:: WHAT IS EXPECTED ::
In this exercise, return the whole listing exactly, excluding any images.

:: Rows from a dataset ::

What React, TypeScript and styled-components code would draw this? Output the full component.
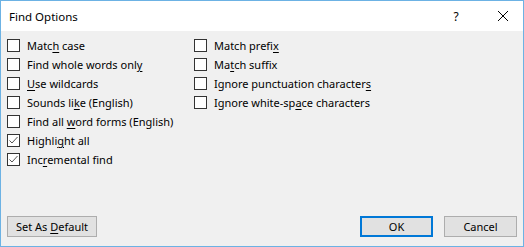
import React from "react";
import styled, { createGlobalStyle } from "styled-components";

const Global = createGlobalStyle`
  html, body { margin: 0; padding: 0; background: #ffffff; }
  body { font-family: "Noto Sans", "Open Sans", sans-serif; }
`;

const Window = styled.div`
  width: 524px;
  height: 247px;
  box-sizing: border-box;
  border: 1px solid #6cb2e4;
  display: flex;
  flex-direction: column;
  background: #f0f0f0;
  color: #000;
  font-size: 11px;
`;

const TitleBar = styled.div`
  height: 30px;
  background: #fff;
  display: flex;
  align-items: center;
  padding-left: 8px;
  padding-right: 1px;
`;

const Title = styled.div`
  flex: 1;
  font-size: 11.5px;
`;

const TitleButton = styled.div<{ $w: number }>`
  width: ${(p) => p.$w}px;
  height: 30px;
  display: flex;
  align-items: center;
  justify-content: center;
  font-size: 12px;
`;

const Body = styled.div`
  flex: 1;
  display: flex;
  flex-direction: column;
  padding: 5px 6px 9px 6px;
`;

const Columns = styled.div`
  display: flex;
  flex: 1;
`;

const Column = styled.div<{ $w?: number }>`
  display: flex;
  flex-direction: column;
  width: ${(p) => (p.$w ? `${p.$w}px` : "auto")};
`;

const Row = styled.label`
  display: flex;
  align-items: center;
  height: 19px;
  white-space: nowrap;
`;

const Box = styled.span`
  width: 11px;
  height: 11px;
  border: 1px solid #333;
  background: #fff;
  margin-right: 7px;
  flex-shrink: 0;
  display: flex;
  align-items: center;
  justify-content: center;
`;

const Footer = styled.div`
  display: flex;
  align-items: center;
  gap: 11px;
`;

const Button = styled.div<{ $primary?: boolean; $w: number }>`
  width: ${(p) => p.$w}px;
  height: 21px;
  box-sizing: border-box;
  background: #e1e1e1;
  border: ${(p) => (p.$primary ? "2px solid #0078d7" : "1px solid #adadad")};
  display: flex;
  align-items: center;
  justify-content: center;
  white-space: pre;
`;

const Spacer = styled.div`
  flex: 1;
`;

const Key = styled.span`
  text-decoration: underline;
  text-underline-offset: 2px;
`;

const Check = () => (
  <svg width="11" height="11" viewBox="0 0 11 11">
    <path d="M1.5 5.5 L4 8 L9.5 2" fill="none" stroke="#555" strokeWidth="1" />
  </svg>
);

type Item = { pre: string; key: string; post: string; checked?: boolean };

const left: Item[] = [
  { pre: "Matc", key: "h", post: " case" },
  { pre: "Find whole words onl", key: "y", post: "" },
  { pre: "", key: "U", post: "se wildcards" },
  { pre: "Sounds li", key: "k", post: "e (English)" },
  { pre: "Find all ", key: "w", post: "ord forms (English)" },
  { pre: "Highli", key: "g", post: "ht all", checked: true },
  { pre: "Inc", key: "r", post: "emental find", checked: true },
];

const right: Item[] = [
  { pre: "Match prefi", key: "x", post: "" },
  { pre: "Ma", key: "t", post: "ch suffix" },
  { pre: "Ignore punctuation character", key: "s", post: "" },
  { pre: "Ignore white-sp", key: "a", post: "ce characters" },
];

const Option = ({ item }: { item: Item }) => (
  <Row>
    <Box>{item.checked && <Check />}</Box>
    <span>
      {item.pre}
      <Key>{item.key}</Key>
      {item.post}
    </span>
  </Row>
);

export default function App() {
  return (
    <Window>
      <Global />
      <TitleBar>
        <Title>Find Options</Title>
        <TitleButton $w={56}>?</TitleButton>
        <TitleButton $w={38}>
          <svg width="10" height="10" viewBox="0 0 10 10">
            <path d="M0 0 L10 10 M10 0 L0 10" stroke="#000" strokeWidth="1" />
          </svg>
        </TitleButton>
      </TitleBar>
      <Body>
        <Columns>
          <Column $w={187}>
            {left.map((it, i) => (
              <Option key={i} item={it} />
            ))}
          </Column>
          <Column>
            {right.map((it, i) => (
              <Option key={i} item={it} />
            ))}
          </Column>
        </Columns>
        <Footer>
          <Button $w={90}>
            <span>
              Set As <Key>D</Key>efault
            </span>
          </Button>
          <Spacer />
          <Button $w={73} $primary>
            OK
          </Button>
          <Button $w={73}>Cancel</Button>
        </Footer>
      </Body>
    </Window>
  );
}
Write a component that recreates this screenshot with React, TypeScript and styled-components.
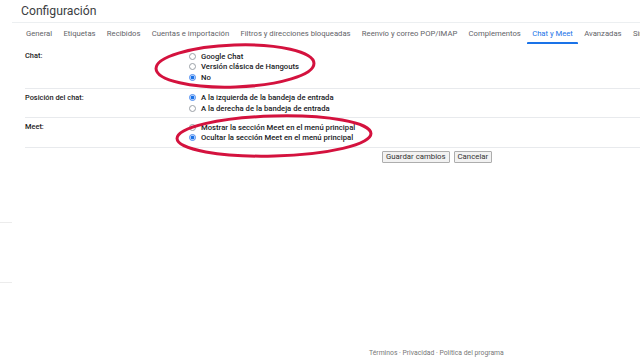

:: RIGHT ANSWER ::
What React, TypeScript and styled-components code would draw this? Output the full component.
import React from "react";
import styled, { createGlobalStyle } from "styled-components";

const Global = createGlobalStyle`
  html, body { margin: 0; padding: 0; background: #ffffff; }
  body { font-family: "Noto Sans", "Open Sans", sans-serif; }
`;

const Window = styled.div`
  width: 524px;
  height: 247px;
  box-sizing: border-box;
  border: 1px solid #6cb2e4;
  display: flex;
  flex-direction: column;
  background: #f0f0f0;
  color: #000;
  font-size: 11px;
`;

const TitleBar = styled.div`
  height: 30px;
  background: #fff;
  display: flex;
  align-items: center;
  padding-left: 8px;
  padding-right: 1px;
`;

const Title = styled.div`
  flex: 1;
  font-size: 11.5px;
`;

const TitleButton = styled.div<{ $w: number }>`
  width: ${(p) => p.$w}px;
  height: 30px;
  display: flex;
  align-items: center;
  justify-content: center;
  font-size: 12px;
`;

const Body = styled.div`
  flex: 1;
  display: flex;
  flex-direction: column;
  padding: 5px 6px 9px 6px;
`;

const Columns = styled.div`
  display: flex;
  flex: 1;
`;

const Column = styled.div<{ $w?: number }>`
  display: flex;
  flex-direction: column;
  width: ${(p) => (p.$w ? `${p.$w}px` : "auto")};
`;

const Row = styled.label`
  display: flex;
  align-items: center;
  height: 19px;
  white-space: nowrap;
`;

const Box = styled.span`
  width: 11px;
  height: 11px;
  border: 1px solid #333;
  background: #fff;
  margin-right: 7px;
  flex-shrink: 0;
  display: flex;
  align-items: center;
  justify-content: center;
`;

const Footer = styled.div`
  display: flex;
  align-items: center;
  gap: 11px;
`;

const Button = styled.div<{ $primary?: boolean; $w: number }>`
  width: ${(p) => p.$w}px;
  height: 21px;
  box-sizing: border-box;
  background: #e1e1e1;
  border: ${(p) => (p.$primary ? "2px solid #0078d7" : "1px solid #adadad")};
  display: flex;
  align-items: center;
  justify-content: center;
  white-space: pre;
`;

const Spacer = styled.div`
  flex: 1;
`;

const Key = styled.span`
  text-decoration: underline;
  text-underline-offset: 2px;
`;

const Check = () => (
  <svg width="11" height="11" viewBox="0 0 11 11">
    <path d="M1.5 5.5 L4 8 L9.5 2" fill="none" stroke="#555" strokeWidth="1" />
  </svg>
);

type Item = { pre: string; key: string; post: string; checked?: boolean };

const left: Item[] = [
  { pre: "Matc", key: "h", post: " case" },
  { pre: "Find whole words onl", key: "y", post: "" },
  { pre: "", key: "U", post: "se wildcards" },
  { pre: "Sounds li", key: "k", post: "e (English)" },
  { pre: "Find all ", key: "w", post: "ord forms (English)" },
  { pre: "Highli", key: "g", post: "ht all", checked: true },
  { pre: "Inc", key: "r", post: "emental find", checked: true },
];

const right: Item[] = [
  { pre: "Match prefi", key: "x", post: "" },
  { pre: "Ma", key: "t", post: "ch suffix" },
  { pre: "Ignore punctuation character", key: "s", post: "" },
  { pre: "Ignore white-sp", key: "a", post: "ce characters" },
];

const Option = ({ item }: { item: Item }) => (
  <Row>
    <Box>{item.checked && <Check />}</Box>
    <span>
      {item.pre}
      <Key>{item.key}</Key>
      {item.post}
    </span>
  </Row>
);

export default function App() {
  return (
    <Window>
      <Global />
      <TitleBar>
        <Title>Find Options</Title>
        <TitleButton $w={56}>?</TitleButton>
        <TitleButton $w={38}>
          <svg width="10" height="10" viewBox="0 0 10 10">
            <path d="M0 0 L10 10 M10 0 L0 10" stroke="#000" strokeWidth="1" />
          </svg>
        </TitleButton>
      </TitleBar>
      <Body>
        <Columns>
          <Column $w={187}>
            {left.map((it, i) => (
              <Option key={i} item={it} />
            ))}
          </Column>
          <Column>
            {right.map((it, i) => (
              <Option key={i} item={it} />
            ))}
          </Column>
        </Columns>
        <Footer>
          <Button $w={90}>
            <span>
              Set As <Key>D</Key>efault
            </span>
          </Button>
          <Spacer />
          <Button $w={73} $primary>
            OK
          </Button>
          <Button $w={73}>Cancel</Button>
        </Footer>
      </Body>
    </Window>
  );
}
Write a component that recreates this screenshot with React, TypeScript and styled-components.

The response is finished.